* Begin Record extracts *

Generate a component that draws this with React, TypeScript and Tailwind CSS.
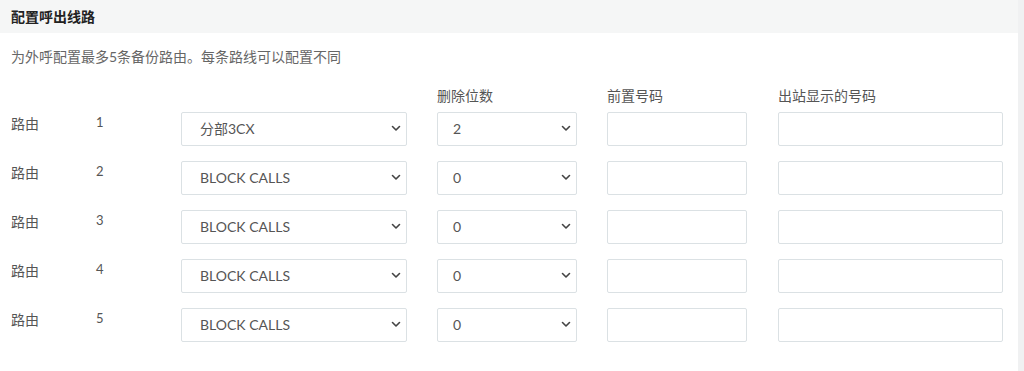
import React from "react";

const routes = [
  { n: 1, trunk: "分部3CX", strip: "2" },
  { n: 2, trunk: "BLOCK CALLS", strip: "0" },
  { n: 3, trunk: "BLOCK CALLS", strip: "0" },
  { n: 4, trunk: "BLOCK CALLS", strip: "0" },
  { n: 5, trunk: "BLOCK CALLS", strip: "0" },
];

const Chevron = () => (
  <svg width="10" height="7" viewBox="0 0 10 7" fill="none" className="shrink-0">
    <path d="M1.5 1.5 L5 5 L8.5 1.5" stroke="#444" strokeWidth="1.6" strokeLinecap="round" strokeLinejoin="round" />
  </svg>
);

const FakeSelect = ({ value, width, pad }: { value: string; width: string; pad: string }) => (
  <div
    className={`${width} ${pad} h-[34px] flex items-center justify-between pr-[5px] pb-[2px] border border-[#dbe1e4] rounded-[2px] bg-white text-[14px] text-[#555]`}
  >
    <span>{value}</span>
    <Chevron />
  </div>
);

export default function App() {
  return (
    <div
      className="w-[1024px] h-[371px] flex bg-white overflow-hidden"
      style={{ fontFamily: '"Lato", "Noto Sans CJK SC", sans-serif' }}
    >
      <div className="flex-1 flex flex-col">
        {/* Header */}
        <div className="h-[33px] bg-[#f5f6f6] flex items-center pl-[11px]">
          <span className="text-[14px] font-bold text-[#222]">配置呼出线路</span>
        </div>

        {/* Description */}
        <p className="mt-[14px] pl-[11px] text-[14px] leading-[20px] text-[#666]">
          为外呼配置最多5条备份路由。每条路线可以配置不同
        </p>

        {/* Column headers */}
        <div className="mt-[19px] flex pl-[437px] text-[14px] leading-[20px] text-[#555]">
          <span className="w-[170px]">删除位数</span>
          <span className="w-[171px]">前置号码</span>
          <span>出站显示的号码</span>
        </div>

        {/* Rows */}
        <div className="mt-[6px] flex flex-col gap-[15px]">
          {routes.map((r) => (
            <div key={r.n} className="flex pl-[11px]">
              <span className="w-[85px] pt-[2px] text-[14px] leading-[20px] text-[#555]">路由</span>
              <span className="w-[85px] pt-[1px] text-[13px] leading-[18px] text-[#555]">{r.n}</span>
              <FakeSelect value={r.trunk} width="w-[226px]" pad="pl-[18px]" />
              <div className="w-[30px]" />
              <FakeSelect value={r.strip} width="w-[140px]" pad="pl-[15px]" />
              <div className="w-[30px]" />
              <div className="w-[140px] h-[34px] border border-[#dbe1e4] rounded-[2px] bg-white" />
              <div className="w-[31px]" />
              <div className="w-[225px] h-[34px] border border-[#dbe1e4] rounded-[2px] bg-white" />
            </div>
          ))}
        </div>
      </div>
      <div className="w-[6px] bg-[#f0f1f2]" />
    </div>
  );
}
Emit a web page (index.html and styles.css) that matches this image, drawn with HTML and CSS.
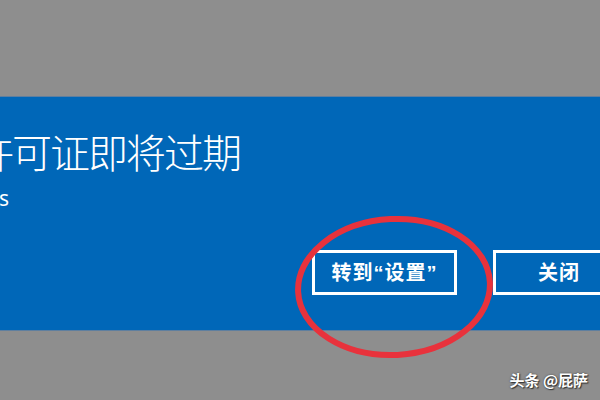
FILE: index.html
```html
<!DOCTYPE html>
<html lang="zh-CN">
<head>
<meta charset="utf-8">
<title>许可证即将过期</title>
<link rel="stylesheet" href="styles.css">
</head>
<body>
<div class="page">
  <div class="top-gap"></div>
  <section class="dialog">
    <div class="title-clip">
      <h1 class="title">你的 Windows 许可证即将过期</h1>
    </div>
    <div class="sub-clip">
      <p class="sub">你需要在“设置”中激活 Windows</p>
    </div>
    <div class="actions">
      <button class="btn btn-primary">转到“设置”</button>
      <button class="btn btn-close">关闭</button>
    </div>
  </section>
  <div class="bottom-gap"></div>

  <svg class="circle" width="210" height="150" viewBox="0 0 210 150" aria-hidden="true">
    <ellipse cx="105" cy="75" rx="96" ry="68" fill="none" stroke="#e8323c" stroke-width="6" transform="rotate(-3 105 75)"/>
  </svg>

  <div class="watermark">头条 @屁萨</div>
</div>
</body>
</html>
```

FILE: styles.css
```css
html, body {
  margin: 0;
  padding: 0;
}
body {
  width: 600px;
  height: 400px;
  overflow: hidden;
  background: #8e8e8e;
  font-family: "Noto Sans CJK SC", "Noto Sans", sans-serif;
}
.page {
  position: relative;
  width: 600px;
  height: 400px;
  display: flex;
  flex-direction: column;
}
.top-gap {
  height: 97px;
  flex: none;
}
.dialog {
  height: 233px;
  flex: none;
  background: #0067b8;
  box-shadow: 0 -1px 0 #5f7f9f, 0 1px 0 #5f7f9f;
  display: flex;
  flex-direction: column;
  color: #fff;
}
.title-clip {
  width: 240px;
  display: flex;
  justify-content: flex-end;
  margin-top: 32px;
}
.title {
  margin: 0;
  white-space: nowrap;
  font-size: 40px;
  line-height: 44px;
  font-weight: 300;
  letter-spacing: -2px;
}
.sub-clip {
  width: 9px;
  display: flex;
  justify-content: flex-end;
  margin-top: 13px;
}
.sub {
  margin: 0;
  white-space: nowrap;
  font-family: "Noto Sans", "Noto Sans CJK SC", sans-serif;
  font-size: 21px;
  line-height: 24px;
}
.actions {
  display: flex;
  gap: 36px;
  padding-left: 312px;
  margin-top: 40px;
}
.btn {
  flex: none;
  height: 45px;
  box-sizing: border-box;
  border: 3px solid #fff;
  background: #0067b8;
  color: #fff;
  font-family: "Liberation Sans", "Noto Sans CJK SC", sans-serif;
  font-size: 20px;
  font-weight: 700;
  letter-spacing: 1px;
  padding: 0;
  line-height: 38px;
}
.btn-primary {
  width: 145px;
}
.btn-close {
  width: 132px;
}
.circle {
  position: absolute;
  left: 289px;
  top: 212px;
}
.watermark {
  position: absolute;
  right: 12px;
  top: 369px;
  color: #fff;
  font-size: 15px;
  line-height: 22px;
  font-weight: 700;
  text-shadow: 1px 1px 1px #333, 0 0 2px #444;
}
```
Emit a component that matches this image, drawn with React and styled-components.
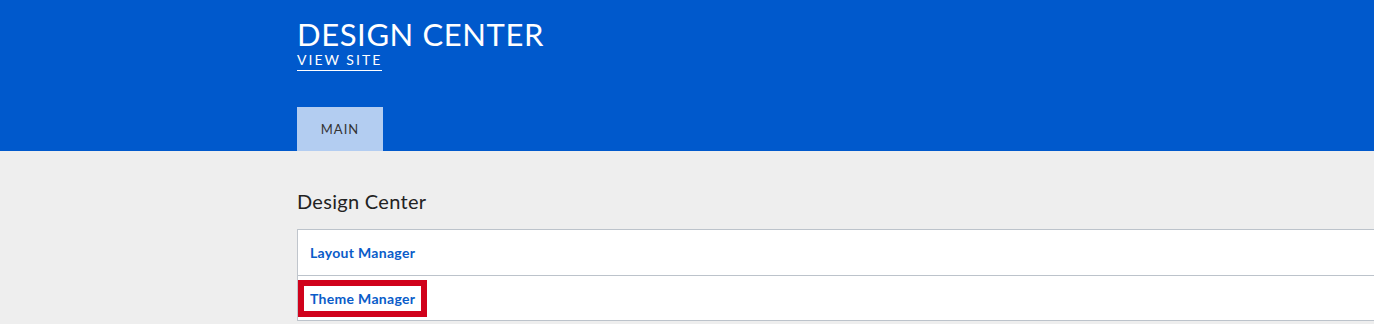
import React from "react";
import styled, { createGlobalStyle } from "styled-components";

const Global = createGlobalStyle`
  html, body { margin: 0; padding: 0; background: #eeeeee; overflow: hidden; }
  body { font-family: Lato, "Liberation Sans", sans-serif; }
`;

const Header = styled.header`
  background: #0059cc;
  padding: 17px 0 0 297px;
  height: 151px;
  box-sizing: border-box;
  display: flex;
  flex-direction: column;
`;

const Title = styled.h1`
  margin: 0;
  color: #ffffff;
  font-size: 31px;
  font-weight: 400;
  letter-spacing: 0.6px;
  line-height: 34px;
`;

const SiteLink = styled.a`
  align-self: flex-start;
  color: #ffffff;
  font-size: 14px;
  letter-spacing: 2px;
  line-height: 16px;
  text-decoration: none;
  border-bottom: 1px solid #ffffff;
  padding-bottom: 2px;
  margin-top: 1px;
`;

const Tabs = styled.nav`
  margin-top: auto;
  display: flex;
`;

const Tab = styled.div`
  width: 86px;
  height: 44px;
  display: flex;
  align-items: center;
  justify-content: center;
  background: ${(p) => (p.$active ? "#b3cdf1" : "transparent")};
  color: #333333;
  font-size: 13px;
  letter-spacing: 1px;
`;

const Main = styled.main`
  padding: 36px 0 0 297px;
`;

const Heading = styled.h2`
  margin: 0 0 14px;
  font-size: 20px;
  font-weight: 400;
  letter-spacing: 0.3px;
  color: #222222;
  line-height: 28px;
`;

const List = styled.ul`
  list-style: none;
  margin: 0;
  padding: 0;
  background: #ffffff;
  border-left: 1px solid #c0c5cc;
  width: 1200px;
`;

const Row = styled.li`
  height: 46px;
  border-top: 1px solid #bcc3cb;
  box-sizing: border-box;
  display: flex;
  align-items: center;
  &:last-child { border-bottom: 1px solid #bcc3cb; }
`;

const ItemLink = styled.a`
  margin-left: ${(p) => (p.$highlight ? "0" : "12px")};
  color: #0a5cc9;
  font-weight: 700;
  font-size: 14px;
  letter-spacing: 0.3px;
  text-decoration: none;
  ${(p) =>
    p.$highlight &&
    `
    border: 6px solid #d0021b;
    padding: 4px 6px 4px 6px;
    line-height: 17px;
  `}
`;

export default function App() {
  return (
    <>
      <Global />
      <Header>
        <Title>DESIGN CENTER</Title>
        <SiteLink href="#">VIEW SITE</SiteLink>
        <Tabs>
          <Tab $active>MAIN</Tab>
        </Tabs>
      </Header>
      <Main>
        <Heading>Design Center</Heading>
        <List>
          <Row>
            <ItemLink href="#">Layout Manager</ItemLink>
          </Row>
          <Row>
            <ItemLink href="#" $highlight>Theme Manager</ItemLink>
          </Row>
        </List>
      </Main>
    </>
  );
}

* End Record extracts *

**What is required:**
List all lines from the entries that include the word "with".

**Solution for this exercise:**
Generate a component that draws this with React, TypeScript and Tailwind CSS.
Emit a web page (index.html and styles.css) that matches this image, drawn with HTML and CSS.
Emit a component that matches this image, drawn with React and styled-components.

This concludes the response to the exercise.